Attorney General Betty Montgomery said she is implementing the Capital Justice Initiative to ensure inmates who have repeatedly claimed their innocence have a last opportunity to establish they are telling the truth.
Ms. Montgomery said she and the Ohio Prosecuting Attorneys Association developed the program because people need to have more confidence in the criminal justice system. She emphasized they do not think innocent people are on Ohio's death row.
The program sets up a process that allows eligible inmates to ask the state or a county prosecutor's office to conduct the DNA tests, which cost about $1,500 each.
In the past, inmates who wanted DNA testing had to work through their attorneys to petition a judge to allow the tests. The state sometimes opposed such petitions.
Hamilton County Prosecutor Mike Allen, who was at Ms. Montgomery's side on Monday when she revealed details about the program, said he backs such testing because it's important to insure that no one who is truly innocent be incarcerated.
Mr. Allen said Hamilton County is confident its prosecutors have done their jobs
well and only the guilty are on death row.
This protocol should bolster confidence in the criminal justice system, he said.
He added, however, If this helps free one individual wrongly convicted, it's worth it.
Hamilton County has sent 48 people to death row more than any other county in Ohio.
Ohio has executed one person in the past 19 years, in 1999, and that was because Wilford Berry demanded that all appeals cease. The other inmates are pursuing their appeals.
To be eligible for the state-paid DNA testing, an inmate must have maintained innocence and must have a case with credible and adequate biological evidence that could definitely result in exoneration or incrimination.
In addition, applicants must have a sufficient quantity and quality of DNA evidence available for testing. A result favorable to the applicant, by itself, must be able to exonerate the inmate.
If inmates meet those and other criteria, and the results turn out favorable, they can use the tests to establish grounds for a new court hearing.
Ms. Montgomery noted that many of the inmates on death row do not have cases involving DNA evidence and will not be eligible. Some were put on death row before DNA was even collected or used in 1986.

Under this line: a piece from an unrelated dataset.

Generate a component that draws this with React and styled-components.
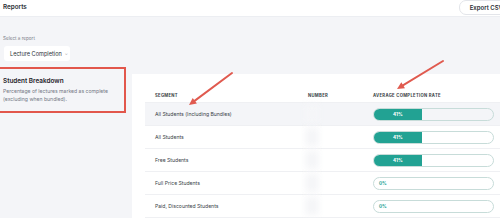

Others, however, had just rudi mentary DNA testing performed and might be eligible for new, more sophisticated tests, she said.

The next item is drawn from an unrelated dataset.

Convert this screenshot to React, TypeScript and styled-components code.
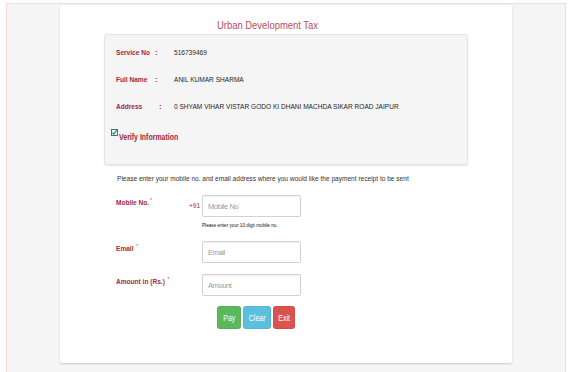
import styled, { createGlobalStyle } from 'styled-components';

const GlobalStyle = createGlobalStyle`
  html, body {
    margin: 0;
    padding: 0;
    background: #ffffff;
    font-family: "Liberation Sans", Arial, sans-serif;
    color: #333333;
  }
`;

// the page text is set in a narrow face; squeeze the regular one to match
const Condensed = styled.span`
  display: inline-block;
  white-space: nowrap;
  transform: scaleX(0.82);
  transform-origin: 0 50%;
`;

const Page = styled.div`
  box-sizing: border-box;
  margin: 3px 0 0 6px;
  width: 560px;
  height: 369px;
  border: 1px solid #f2dada;
  border-bottom: none;
  background: #f5f5f5;
  padding-top: 1px;
`;

const Card = styled.div`
  margin-left: 53px;
  width: 452px;
  height: 358px;
  background: #ffffff;
  border-radius: 2px;
  box-shadow: 0 1px 2px rgba(0, 0, 0, 0.18);
  box-sizing: border-box;
  padding-top: 13px;
`;

const Title = styled.h1`
  margin: 0 0 2px 0;
  padding-left: 157px;
  font-size: 11.5px;
  line-height: 14px;
  font-weight: normal;
  color: #b64d62;
`;

const Well = styled.div`
  margin-left: 44px;
  width: 364px;
  height: 131px;
  box-sizing: border-box;
  background: #f5f5f5;
  border: 1px solid #e4e4e4;
  border-radius: 3px;
  box-shadow: 0 1px 2px rgba(0, 0, 0, 0.1);
  padding: 4px 0 0 11px;
`;

const InfoRow = styled.div`
  display: flex;
  height: 27px;
  align-items: center;
  font-size: 8px;
`;

const InfoLabel = styled.span`
  display: flex;
  width: 58px;
  flex: none;
  font-weight: bold;
  color: #a3283d;
`;

const InfoName = styled.span<{ w: number }>`
  width: ${p => p.w}px;
`;

const InfoValue = styled.span`
  color: #1e1e1e;
`;

const VerifyRow = styled.label`
  display: flex;
  align-items: center;
  margin: 9px 0 0 -5px;
  font-size: 8.5px;
  font-weight: bold;
  color: #a3283d;
`;

const CheckBox = styled.span`
  position: relative;
  width: 5px;
  height: 5px;
  border: 1px solid #3a6aa6;
  background: #ffffff;
  margin: 0 1px 8px 0;
  flex: none;

  svg {
    position: absolute;
    left: -1px;
    top: -1px;
  }
`;

const Note = styled.p`
  margin: 8px 0 0 57px;
  font-size: 8px;
  line-height: 12px;
  color: #333333;
`;

const Form = styled.div`
  padding: 10px 0 0 56px;
`;

const FormRow = styled.div<{ gap: number }>`
  display: grid;
  grid-template-columns: 73px 13px 99px;
  margin-bottom: ${p => p.gap}px;
`;

const FieldLabel = styled.span`
  font-size: 8px;
  font-weight: bold;
  color: #a3283d;
  padding-top: 2px;
`;

const Star = styled.sup`
  font-size: 6px;
  font-weight: normal;
  color: #c0392b;
  vertical-align: 3px;
  margin-left: 1px;
`;

const Prefix = styled.span`
  font-size: 8px;
  color: #a3283d;
  line-height: 22px;
`;

const Field = styled.div`
  display: flex;
  flex-direction: column;
`;

const Input = styled.input`
  box-sizing: border-box;
  width: 99px;
  height: 22px;
  padding: 0 5px;
  font-family: inherit;
  font-size: 7.5px;
  letter-spacing: -0.4px;
  color: #555555;
  border: 1px solid #d2d2d2;
  border-radius: 2px;
  box-shadow: inset 0 1px 1px rgba(0, 0, 0, 0.06);
  outline: none;

  &::placeholder {
    color: #9a9a9a;
  }
`;

const Hint = styled.span`
  font-size: 5.7px;
  line-height: 8px;
  margin-top: 4px;
  color: #111111;
`;

const Actions = styled.div`
  display: flex;
  gap: 2px;
  margin-left: 101px;
`;

const Button = styled.button<{ tone: string; w: number }>`
  width: ${p => p.w}px;
  height: 23px;
  padding: 0;
  font-family: inherit;
  font-size: 8.5px;
  color: #ffffff;
  background: ${p => p.tone};
  border: 1px solid rgba(0, 0, 0, 0.05);
  border-radius: 3px;
`;

const ButtonText = styled(Condensed)`
  transform-origin: 50% 50%;
`;

const infoRows = [
  { label: 'Service No', nameWidth: 39, value: '516739469' },
  { label: 'Full Name', nameWidth: 39, value: 'ANIL KUMAR SHARMA' },
  { label: 'Address', nameWidth: 43, value: '0 SHYAM VIHAR VISTAR GODO KI DHANI MACHDA SIKAR ROAD JAIPUR' },
];

export default function App() {
  return (
    <>
      <GlobalStyle />
      <Page>
        <Card>
          <Title>
            <Condensed>Urban Development Tax</Condensed>
          </Title>
          <Well>
            {infoRows.map(row => (
              <InfoRow key={row.label}>
                <InfoLabel>
                  <InfoName w={row.nameWidth}>
                    <Condensed>{row.label}</Condensed>
                  </InfoName>
                  <span>:</span>
                </InfoLabel>
                <InfoValue>
                  <Condensed>{row.value}</Condensed>
                </InfoValue>
              </InfoRow>
            ))}
            <VerifyRow>
              <CheckBox>
                <svg width="7" height="7" viewBox="0 0 7 7">
                  <path d="M1.4 3.6 L2.8 5.2 L5.8 1.2" fill="none" stroke="#2e9e3a" strokeWidth="1.3" />
                </svg>
              </CheckBox>
              <Condensed>Verify Information</Condensed>
            </VerifyRow>
          </Well>
          <Note>
            <Condensed>
              Please enter your mobile no. and email address where you would like the payment receipt to be sent
            </Condensed>
          </Note>
          <Form>
            <FormRow gap={12}>
              <FieldLabel>
                <Condensed>
                  Mobile No.<Star>*</Star>
                </Condensed>
              </FieldLabel>
              <Prefix>
                <Condensed>+91</Condensed>
              </Prefix>
              <Field>
                <Input placeholder="Mobile No" />
                <Hint>
                  <Condensed>Please enter your 10 digit mobile no.</Condensed>
                </Hint>
              </Field>
            </FormRow>
            <FormRow gap={11}>
              <FieldLabel>
                <Condensed>
                  Email <Star>*</Star>
                </Condensed>
              </FieldLabel>
              <span />
              <Input placeholder="Email" />
            </FormRow>
            <FormRow gap={10}>
              <FieldLabel>
                <Condensed>
                  Amount in (Rs.) <Star>*</Star>
                </Condensed>
              </FieldLabel>
              <span />
              <Input placeholder="Amount" />
            </FormRow>
            <Actions>
              <Button tone="#5cb85c" w={24}>
                <ButtonText>Pay</ButtonText>
              </Button>
              <Button tone="#5bc0de" w={28}>
                <ButtonText>Clear</ButtonText>
              </Button>
              <Button tone="#d9534f" w={22}>
                <ButtonText>Exit</ButtonText>
              </Button>
            </Actions>
          </Form>
        </Card>
      </Page>
    </>
  );
}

Officials said they had no idea how many eligible inmates would ask for the tests, but Mr. Allen said his office will lean toward granting such requests.
I don't care if it costs us $500 or $5,000, Mr. Allen said. It's the right thing to do.

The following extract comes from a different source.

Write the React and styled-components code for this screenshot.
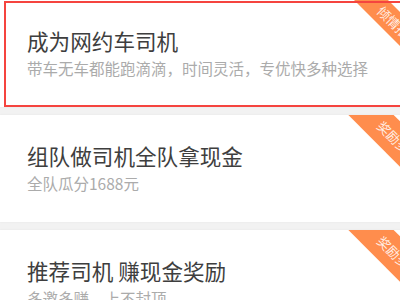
import React from "react";
import styled, { createGlobalStyle } from "styled-components";

const Global = createGlobalStyle`
  html, body {
    margin: 0;
    padding: 0;
    background: #f2f2f2;
    overflow: hidden;
  }
  body {
    font-family: "Noto Sans CJK SC", "Noto Sans", sans-serif;
  }
`;

const List = styled.div`
  display: flex;
  flex-direction: column;
  gap: 8px;
  width: 420px;
`;

const Card = styled.div`
  position: relative;
  height: 107px;
  box-sizing: border-box;
  padding: 28px 0 0 27px;
  background: #ffffff;
  box-shadow: 0 0 2px rgba(0, 0, 0, 0.06);
  overflow: hidden;

  ${(p) =>
    p.$active &&
    `
    &::after {
      content: "";
      position: absolute;
      top: 1px;
      left: 4px;
      right: 0;
      bottom: 0;
      border: 2px solid #f5443f;
      pointer-events: none;
    }
  `}
`;

const Title = styled.div`
  font-size: 21.6px;
  line-height: 26px;
  color: #3e3e3e;
  white-space: nowrap;
`;

const Subtitle = styled.div`
  margin-top: 4px;
  font-size: 15.5px;
  line-height: 20px;
  color: #ababab;
  white-space: nowrap;
`;

const Ribbon = styled.div`
  position: absolute;
  left: 328px;
  top: ${(p) => 27 - p.$band / 2}px;
  width: 140px;
  height: ${(p) => p.$band}px;
  line-height: ${(p) => p.$band}px;
  background: #ff8d4d;
  color: rgba(255, 255, 255, 0.88);
  font-size: 13px;
  text-align: center;
  transform: rotate(45deg);
  white-space: nowrap;
`;

const items = [
  {
    title: "成为网约车司机",
    sub: "带车无车都能跑滴滴，时间灵活，专优快多种选择",
    tag: "倾情推荐",
    active: true,
    band: 24,
  },
  {
    title: "组队做司机全队拿现金",
    sub: "全队瓜分1688元",
    tag: "奖励多多",
    band: 32,
  },
  {
    title: "推荐司机 赚现金奖励",
    sub: "多邀多赚，上不封顶",
    tag: "奖励多多",
    band: 32,
  },
];

export default function App() {
  return (
    <>
      <Global />
      <List>
        {items.map((it) => (
          <Card key={it.title} $active={it.active}>
            <Title>{it.title}</Title>
            <Subtitle>{it.sub}</Subtitle>
            <Ribbon $band={it.band}>{it.tag}</Ribbon>
          </Card>
        ))}
      </List>
    </>
  );
}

Ms. Montgomery said conducting such tests is more risky for the inmate than the state because tests that confirm guilt can be used against an inmate during the appeals process.
We'd like to think the justice system knows that every person on death row is guilty, she said. Still, she said, It's more of a crapshoot, if you will, for the defendant.
Gregory Meyers, chief of the Ohio Public Defender Commission's death penalty division, called the DNA initiative a small but important step forward.
If the program works well with death row inmates, Ms. Montgomery said, it may be expanded to include inmates convicted of sexual assault or other crimes more likely to involve DNA evidence.
Clearly, where DNA works the most miracles is in sexual assault cases, she said.
DNA and CRIMINAL JUSTICE
The Capital Justice Initiative announced Monday by state prosecutors allows Ohio's death row inmates to apply to have their DNA compared with evidence used in the trials that resulted in their conviction.
DNA, deoxyribonucleic acid, are molecules that contain the unique signature of an individual. All cells in the body contain DNA; it does not change over the course of one's lifetime and no two people except identical twins have the same DNA.
DNA evidence has been used in the United States since 1986 and is accepted as evidence in every U.S. jurisdiction.
Identifying a suspect's DNA at a crime scene does not necessarily mean the person is guilty of a crime. It may be only one part of the evidence that ultimately implicates or exonerates a suspect.
Ohio's Bureau of Criminal Identification and Investigation opened its DNA lab in 1998 at a cost of $2.5 million. The program employs 14 scientists and uses DNA technology that yields exclusionary results as accurate as one in 29 quadrillion. In 1999 BCI ran more than 1,400 tests, at a cost of approximately $1,500 per test.
DNA testing is open to any of Ohio's death row inmates under the new program, but it's anticipated only a small number will meet the criteria.